How could this happen in a police department that prided itself on professionalism?
There are three primary reasons:
- The establishment of an autonomous unit like CRASH within a law enforcement agency requires administrative vigilance.
There is nothing inherently wrong with setting up special purpose teams or units within a
police department. They are most effective when they have specific objectives for which members of the unit need specialized training and/or familiarity with the perpetrators and their methods of
operation.
However, precautions need to be taken when setting up and monitoring specialized units. Los Angeles police administrators should have known when they created a CRASH Unit, that the members of
the unit would bond together, work to insulate themselves from the rest of the department, and establish their own informal "code of conduct" that might violate departmental standards and civil and criminal
laws. A myriad of studies on human subjects demonstrate the tendency of people who are working as a team to build a common perception of the environment in which they operate and establish a common view of appropriate
and inappropriate behavior - in other words they build their own culture. There is a tendency for members of special units to view themselves as "we" and people who are not part of the team as
"them" even when they are part of a larger structure such as a police department.
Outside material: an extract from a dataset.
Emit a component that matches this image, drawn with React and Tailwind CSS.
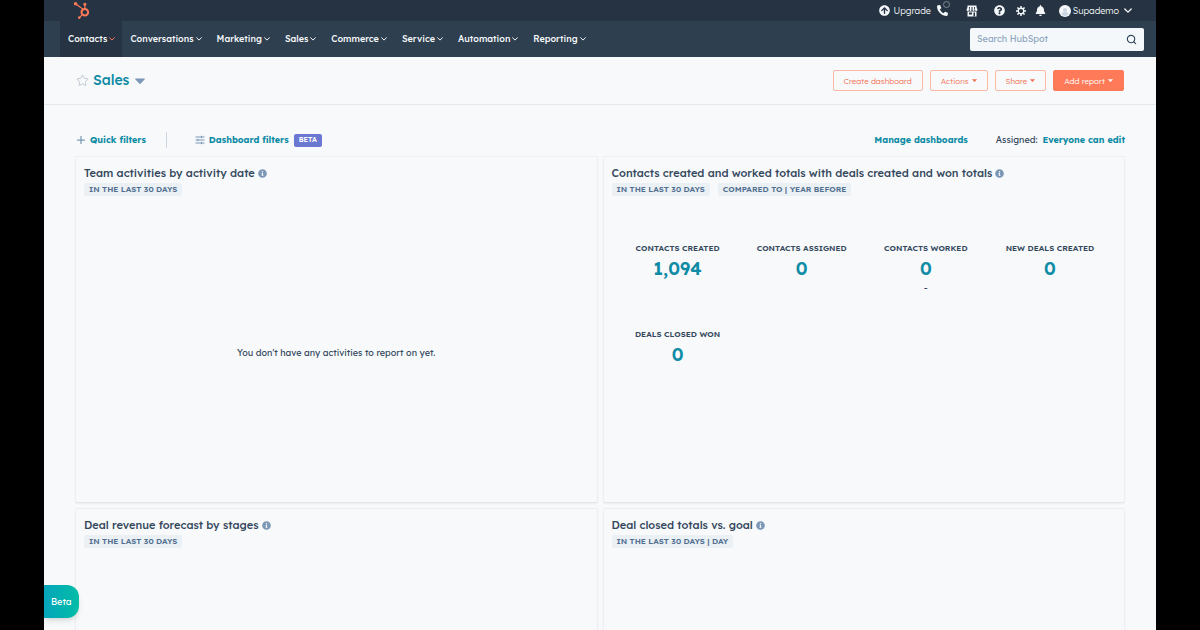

LAPD administrators should have required trainings and exercises to build peer relationships between officers
assigned to CRASH and other special units and those not assigned to special units. The members of the CRASH Unit had their own tattoos, initiation rites, and ethics. These are signs they felt they were a unique
group that had only to live up to the expectation of their peers and not the department as a whole. As some of them are reported to have told youth gang members, they had become a gang of their own.
Another problem
that surfaced at LAPD was that the activities of line officers were covered up by their supervisors and, in some cases by their supervisor's supervisor. Presumably no one at the top administrative level had a clue
about what was going on since when it came to light at that level it was investigated. Procedures are needed to ensure administrators know how their specialized units are operating. One way is to require high-level
administrators to build a relationship with line officers, another is for administrators to do periodic "ride alongs" with officers in the special units.
- An unbalanced system of justice that gives only lip service to justice for the indigent.
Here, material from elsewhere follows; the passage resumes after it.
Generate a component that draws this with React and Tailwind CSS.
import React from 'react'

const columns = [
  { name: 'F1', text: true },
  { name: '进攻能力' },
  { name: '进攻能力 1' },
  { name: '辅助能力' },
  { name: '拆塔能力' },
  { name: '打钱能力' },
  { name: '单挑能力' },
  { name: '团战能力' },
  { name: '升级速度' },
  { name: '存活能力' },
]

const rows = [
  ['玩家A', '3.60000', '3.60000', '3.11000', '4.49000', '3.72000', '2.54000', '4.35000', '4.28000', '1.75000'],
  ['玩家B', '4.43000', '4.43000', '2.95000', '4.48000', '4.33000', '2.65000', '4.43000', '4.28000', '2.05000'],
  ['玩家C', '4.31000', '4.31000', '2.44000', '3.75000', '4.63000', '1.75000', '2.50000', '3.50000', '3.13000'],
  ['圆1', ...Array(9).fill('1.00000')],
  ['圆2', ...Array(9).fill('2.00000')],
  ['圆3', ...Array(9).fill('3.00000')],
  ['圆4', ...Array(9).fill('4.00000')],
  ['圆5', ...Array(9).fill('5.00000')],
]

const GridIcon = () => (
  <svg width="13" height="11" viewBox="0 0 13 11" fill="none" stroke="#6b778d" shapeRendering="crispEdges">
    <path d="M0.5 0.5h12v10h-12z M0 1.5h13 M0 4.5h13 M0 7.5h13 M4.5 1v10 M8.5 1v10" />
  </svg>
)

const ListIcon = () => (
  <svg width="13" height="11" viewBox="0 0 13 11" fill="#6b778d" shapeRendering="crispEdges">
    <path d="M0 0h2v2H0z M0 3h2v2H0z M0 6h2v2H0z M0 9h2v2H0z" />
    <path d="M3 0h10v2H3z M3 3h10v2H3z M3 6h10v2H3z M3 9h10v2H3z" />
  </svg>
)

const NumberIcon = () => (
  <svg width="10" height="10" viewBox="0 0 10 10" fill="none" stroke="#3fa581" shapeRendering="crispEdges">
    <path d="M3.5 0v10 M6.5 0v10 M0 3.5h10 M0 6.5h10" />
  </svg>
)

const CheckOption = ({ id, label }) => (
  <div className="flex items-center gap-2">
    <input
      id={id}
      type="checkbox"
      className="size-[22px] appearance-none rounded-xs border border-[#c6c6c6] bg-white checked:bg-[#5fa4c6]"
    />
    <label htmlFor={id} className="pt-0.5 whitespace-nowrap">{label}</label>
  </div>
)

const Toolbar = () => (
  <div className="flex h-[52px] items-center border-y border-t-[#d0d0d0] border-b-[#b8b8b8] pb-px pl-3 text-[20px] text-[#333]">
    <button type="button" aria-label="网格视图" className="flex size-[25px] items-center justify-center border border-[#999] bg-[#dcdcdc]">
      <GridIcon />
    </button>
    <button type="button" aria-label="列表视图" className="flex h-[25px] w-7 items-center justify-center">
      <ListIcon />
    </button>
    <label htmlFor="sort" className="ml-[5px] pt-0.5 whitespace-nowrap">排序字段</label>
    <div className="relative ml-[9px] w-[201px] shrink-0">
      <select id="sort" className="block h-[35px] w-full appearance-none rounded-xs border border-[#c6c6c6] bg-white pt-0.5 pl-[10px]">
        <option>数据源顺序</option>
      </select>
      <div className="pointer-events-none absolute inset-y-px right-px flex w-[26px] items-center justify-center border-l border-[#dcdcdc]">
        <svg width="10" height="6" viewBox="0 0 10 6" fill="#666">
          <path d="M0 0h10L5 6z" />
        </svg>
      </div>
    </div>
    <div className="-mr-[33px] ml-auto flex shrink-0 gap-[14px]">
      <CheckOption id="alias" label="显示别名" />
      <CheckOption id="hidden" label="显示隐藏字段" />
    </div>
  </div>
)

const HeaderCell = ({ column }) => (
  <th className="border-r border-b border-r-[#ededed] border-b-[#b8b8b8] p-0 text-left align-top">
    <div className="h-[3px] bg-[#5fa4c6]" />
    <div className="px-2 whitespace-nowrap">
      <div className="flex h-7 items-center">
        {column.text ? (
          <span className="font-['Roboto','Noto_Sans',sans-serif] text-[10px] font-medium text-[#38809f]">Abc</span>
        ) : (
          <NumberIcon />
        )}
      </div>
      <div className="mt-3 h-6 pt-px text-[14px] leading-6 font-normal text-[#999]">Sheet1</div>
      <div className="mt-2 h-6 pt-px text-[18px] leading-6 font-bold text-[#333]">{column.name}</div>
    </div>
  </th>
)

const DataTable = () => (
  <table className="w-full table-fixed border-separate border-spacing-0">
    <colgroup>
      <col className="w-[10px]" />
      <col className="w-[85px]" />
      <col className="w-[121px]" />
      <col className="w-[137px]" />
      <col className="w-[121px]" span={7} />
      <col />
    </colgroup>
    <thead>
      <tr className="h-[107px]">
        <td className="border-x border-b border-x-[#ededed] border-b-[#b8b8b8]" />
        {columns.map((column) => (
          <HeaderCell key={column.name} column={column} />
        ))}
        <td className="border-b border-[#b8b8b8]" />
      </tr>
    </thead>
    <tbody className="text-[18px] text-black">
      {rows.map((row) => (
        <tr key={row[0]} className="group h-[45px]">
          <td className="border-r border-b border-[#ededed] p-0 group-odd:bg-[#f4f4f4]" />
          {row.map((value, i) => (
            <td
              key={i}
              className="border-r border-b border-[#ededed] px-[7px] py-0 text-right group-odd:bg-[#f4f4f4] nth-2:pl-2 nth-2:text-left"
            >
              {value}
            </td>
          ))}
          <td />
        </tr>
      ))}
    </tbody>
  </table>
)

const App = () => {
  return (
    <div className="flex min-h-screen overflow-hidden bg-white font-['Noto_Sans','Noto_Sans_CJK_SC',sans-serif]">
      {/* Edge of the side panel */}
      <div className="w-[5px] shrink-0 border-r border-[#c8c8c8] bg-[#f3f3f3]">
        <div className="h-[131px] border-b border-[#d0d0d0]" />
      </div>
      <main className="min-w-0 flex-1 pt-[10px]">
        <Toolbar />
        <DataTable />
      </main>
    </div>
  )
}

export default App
Two breakdowns in the system of justice have come into question as a result of the Rampart Investigation, the first is
the system for responding to complaints of police misconduct and the second is the system for prosecuting those accused of crimes. In both cases the economic status of the individual who was mistreated or wrongly
accused, as well as their race, ethnicity, and immigration status played an important role.
Officers in the CRASH Unit who broke the law would have been quickly identified and disciplined if there was an
effective system to detect police malpractice. They should have been identified through internal affairs investigations, reports from the Community Advisory Councils, and investigations by the Office of the Inspector
General. The overall goal of those systems is to provide people a readily accessible process for making complaints that will be objectively investigated and when justified, to discipline those who abuse their
authority and make whatever changes necessary to department policies or procedures to prevent their recurrence.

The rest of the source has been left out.